WHAT THE TASK REQUIRES:
Please output exactly the lines of the material from the first through the line containing "const tabs = ['Today', 'History', 'Medikamente', 'Help", and nothing more.

DATA SHOWN:
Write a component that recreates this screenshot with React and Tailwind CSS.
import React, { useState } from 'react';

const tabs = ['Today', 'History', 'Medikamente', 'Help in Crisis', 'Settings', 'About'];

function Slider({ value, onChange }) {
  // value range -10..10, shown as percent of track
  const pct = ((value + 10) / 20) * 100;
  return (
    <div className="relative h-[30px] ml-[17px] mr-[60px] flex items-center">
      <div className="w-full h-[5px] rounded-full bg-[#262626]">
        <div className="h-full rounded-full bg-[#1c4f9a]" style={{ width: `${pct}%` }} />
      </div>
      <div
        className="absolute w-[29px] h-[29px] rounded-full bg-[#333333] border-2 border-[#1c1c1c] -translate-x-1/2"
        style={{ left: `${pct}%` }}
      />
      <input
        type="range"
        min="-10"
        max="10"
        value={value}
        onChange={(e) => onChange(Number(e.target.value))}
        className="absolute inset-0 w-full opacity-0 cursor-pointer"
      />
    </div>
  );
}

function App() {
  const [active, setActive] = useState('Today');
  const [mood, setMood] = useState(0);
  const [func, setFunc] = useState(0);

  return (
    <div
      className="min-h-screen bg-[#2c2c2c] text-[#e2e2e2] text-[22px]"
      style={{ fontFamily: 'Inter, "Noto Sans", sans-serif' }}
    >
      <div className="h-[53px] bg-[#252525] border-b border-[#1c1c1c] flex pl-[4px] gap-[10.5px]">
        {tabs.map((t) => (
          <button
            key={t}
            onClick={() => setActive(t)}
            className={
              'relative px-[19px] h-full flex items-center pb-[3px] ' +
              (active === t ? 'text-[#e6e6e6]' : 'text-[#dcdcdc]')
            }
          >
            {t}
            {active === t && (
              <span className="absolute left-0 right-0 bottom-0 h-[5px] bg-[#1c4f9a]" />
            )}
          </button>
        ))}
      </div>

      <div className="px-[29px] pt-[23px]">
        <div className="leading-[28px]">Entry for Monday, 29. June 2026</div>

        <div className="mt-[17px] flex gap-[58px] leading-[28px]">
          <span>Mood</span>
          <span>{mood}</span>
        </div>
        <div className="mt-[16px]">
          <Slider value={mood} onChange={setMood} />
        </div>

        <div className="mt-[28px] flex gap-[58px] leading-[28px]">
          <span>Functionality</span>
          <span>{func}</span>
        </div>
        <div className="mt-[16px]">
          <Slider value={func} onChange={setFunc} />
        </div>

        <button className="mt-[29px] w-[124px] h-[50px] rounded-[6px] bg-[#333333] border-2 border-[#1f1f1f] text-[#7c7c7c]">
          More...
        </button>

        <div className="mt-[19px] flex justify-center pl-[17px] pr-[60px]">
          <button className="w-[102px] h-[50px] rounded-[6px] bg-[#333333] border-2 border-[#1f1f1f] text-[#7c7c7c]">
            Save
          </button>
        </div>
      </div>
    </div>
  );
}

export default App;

RESULT:
Write a component that recreates this screenshot with React and Tailwind CSS.
import React, { useState } from 'react';

const tabs = ['Today', 'History', 'Medikamente', 'Help in Crisis', 'Settings', 'About'];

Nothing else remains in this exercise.